» Task: Your job is to return the lines between the line holding "Rebuild this screenshot" and the line holding "Mascara Lash Princess</p>", inclusive, exactly and with no pictures.

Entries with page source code
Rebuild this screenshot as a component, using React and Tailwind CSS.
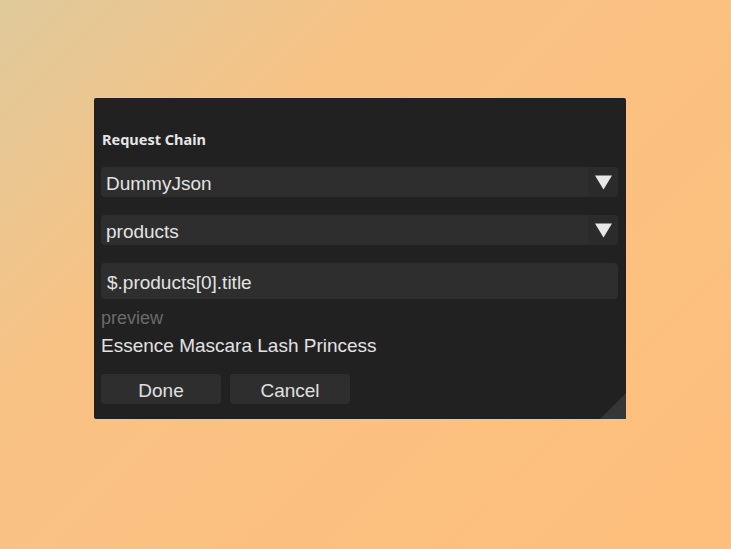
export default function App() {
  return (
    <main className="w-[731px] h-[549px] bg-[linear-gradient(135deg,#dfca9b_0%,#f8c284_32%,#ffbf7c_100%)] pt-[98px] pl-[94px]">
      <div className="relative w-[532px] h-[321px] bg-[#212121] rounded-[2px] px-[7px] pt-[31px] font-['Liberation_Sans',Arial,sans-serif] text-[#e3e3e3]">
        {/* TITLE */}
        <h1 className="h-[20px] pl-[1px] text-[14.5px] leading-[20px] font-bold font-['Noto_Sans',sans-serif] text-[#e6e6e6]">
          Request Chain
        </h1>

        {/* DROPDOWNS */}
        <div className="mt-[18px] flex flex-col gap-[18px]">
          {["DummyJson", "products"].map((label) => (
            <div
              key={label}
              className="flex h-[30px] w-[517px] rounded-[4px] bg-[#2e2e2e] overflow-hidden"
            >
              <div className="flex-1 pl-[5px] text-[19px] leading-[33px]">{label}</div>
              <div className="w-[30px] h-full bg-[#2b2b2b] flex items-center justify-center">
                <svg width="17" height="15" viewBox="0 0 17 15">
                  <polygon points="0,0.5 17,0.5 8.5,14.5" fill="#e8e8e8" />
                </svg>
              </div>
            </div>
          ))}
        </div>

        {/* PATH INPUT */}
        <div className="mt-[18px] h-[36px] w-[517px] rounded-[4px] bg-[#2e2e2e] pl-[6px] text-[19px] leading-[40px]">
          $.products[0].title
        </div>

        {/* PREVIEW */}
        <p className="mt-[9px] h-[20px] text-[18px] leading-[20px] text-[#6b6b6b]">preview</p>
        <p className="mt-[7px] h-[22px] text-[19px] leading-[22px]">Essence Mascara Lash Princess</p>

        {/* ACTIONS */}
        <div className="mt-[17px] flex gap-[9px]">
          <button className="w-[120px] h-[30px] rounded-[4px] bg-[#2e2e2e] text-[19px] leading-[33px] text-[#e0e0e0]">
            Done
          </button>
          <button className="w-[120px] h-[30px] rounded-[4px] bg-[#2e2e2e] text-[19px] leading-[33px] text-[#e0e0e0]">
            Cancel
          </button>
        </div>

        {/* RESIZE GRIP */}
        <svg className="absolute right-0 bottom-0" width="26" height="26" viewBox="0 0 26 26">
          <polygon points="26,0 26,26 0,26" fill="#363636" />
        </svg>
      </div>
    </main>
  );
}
...
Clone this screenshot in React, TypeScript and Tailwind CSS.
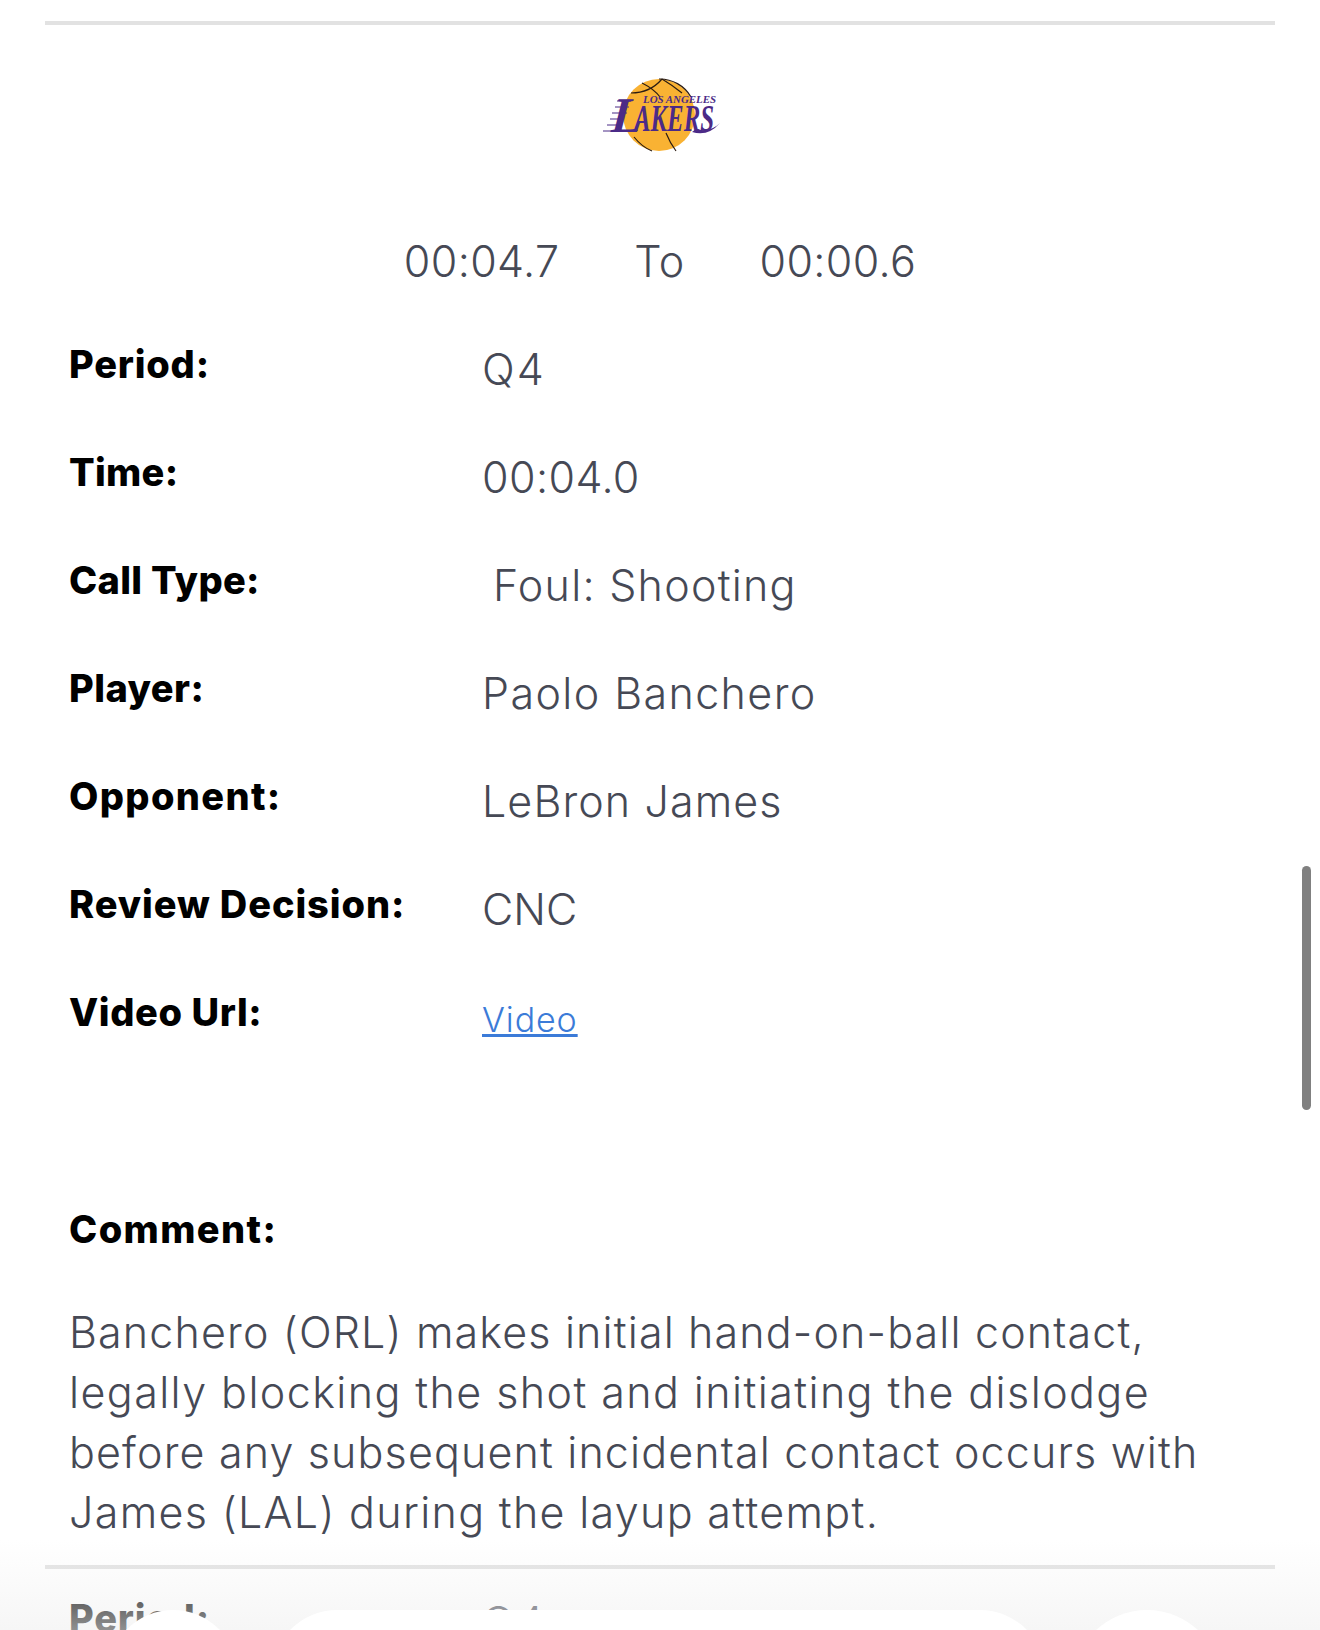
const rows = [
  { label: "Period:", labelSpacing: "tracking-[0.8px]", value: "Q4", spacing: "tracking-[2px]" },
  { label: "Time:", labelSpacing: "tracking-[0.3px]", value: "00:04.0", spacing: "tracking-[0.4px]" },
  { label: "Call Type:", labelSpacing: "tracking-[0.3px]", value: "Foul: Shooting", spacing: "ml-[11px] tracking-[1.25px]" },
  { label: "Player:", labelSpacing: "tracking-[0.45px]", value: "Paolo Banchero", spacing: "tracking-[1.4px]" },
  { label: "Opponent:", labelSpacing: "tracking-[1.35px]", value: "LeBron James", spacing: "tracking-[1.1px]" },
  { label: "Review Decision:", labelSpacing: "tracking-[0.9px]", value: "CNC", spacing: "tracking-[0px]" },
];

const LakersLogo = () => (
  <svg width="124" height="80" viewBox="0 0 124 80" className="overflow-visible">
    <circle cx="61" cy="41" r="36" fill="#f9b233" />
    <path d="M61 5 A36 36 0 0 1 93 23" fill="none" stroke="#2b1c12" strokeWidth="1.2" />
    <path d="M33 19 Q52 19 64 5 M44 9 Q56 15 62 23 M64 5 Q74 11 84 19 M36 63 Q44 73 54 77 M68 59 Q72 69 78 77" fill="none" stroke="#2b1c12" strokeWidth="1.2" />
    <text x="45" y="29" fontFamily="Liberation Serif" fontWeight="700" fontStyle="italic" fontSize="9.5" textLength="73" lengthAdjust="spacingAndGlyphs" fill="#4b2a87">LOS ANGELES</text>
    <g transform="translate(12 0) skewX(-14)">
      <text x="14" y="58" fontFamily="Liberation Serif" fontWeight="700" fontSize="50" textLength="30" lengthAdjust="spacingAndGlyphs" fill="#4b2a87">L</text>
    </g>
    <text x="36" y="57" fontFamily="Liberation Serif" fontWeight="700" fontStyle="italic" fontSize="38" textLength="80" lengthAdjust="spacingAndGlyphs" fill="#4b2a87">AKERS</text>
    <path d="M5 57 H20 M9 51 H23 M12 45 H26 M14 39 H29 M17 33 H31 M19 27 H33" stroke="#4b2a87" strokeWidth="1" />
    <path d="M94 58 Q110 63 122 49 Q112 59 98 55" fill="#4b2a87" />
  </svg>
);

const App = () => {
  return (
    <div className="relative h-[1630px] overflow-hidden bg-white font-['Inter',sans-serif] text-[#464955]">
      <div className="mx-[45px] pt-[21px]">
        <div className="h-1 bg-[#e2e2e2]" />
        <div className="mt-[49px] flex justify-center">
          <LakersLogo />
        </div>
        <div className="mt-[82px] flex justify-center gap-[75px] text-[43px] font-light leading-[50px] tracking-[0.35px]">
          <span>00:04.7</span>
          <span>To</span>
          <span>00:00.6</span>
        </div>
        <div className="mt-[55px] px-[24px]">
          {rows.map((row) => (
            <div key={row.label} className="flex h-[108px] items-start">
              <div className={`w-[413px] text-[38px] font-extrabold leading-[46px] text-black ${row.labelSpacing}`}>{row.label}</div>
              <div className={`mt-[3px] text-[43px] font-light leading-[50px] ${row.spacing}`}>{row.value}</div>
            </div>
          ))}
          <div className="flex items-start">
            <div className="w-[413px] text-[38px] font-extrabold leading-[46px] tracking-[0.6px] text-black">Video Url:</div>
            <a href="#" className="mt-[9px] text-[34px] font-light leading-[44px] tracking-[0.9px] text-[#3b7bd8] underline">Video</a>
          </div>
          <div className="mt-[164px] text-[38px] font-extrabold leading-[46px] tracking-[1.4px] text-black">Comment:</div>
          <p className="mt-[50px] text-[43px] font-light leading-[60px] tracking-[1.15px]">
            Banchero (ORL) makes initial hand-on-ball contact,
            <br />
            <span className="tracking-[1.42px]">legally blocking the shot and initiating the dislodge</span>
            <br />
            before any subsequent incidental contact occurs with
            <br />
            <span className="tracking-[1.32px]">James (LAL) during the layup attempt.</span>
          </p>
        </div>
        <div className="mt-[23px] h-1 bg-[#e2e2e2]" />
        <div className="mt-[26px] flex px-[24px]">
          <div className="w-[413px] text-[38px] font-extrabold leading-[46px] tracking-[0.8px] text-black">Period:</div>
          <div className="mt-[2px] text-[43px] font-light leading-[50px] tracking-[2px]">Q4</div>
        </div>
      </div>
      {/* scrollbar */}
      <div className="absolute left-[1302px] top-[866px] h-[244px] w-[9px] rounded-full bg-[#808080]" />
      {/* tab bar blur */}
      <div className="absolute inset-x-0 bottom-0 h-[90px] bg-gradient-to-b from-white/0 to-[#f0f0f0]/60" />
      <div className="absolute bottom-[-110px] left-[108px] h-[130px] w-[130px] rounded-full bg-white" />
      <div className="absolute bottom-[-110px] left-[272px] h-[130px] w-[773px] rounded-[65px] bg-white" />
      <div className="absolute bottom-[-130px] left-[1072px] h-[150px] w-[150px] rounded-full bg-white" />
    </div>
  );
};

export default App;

» Answer to the exercise:
Rebuild this screenshot as a component, using React and Tailwind CSS.
export default function App() {
  return (
    <main className="w-[731px] h-[549px] bg-[linear-gradient(135deg,#dfca9b_0%,#f8c284_32%,#ffbf7c_100%)] pt-[98px] pl-[94px]">
      <div className="relative w-[532px] h-[321px] bg-[#212121] rounded-[2px] px-[7px] pt-[31px] font-['Liberation_Sans',Arial,sans-serif] text-[#e3e3e3]">
        {/* TITLE */}
        <h1 className="h-[20px] pl-[1px] text-[14.5px] leading-[20px] font-bold font-['Noto_Sans',sans-serif] text-[#e6e6e6]">
          Request Chain
        </h1>

        {/* DROPDOWNS */}
        <div className="mt-[18px] flex flex-col gap-[18px]">
          {["DummyJson", "products"].map((label) => (
            <div
              key={label}
              className="flex h-[30px] w-[517px] rounded-[4px] bg-[#2e2e2e] overflow-hidden"
            >
              <div className="flex-1 pl-[5px] text-[19px] leading-[33px]">{label}</div>
              <div className="w-[30px] h-full bg-[#2b2b2b] flex items-center justify-center">
                <svg width="17" height="15" viewBox="0 0 17 15">
                  <polygon points="0,0.5 17,0.5 8.5,14.5" fill="#e8e8e8" />
                </svg>
              </div>
            </div>
          ))}
        </div>

        {/* PATH INPUT */}
        <div className="mt-[18px] h-[36px] w-[517px] rounded-[4px] bg-[#2e2e2e] pl-[6px] text-[19px] leading-[40px]">
          $.products[0].title
        </div>

        {/* PREVIEW */}
        <p className="mt-[9px] h-[20px] text-[18px] leading-[20px] text-[#6b6b6b]">preview</p>
        <p className="mt-[7px] h-[22px] text-[19px] leading-[22px]">Essence Mascara Lash Princess</p>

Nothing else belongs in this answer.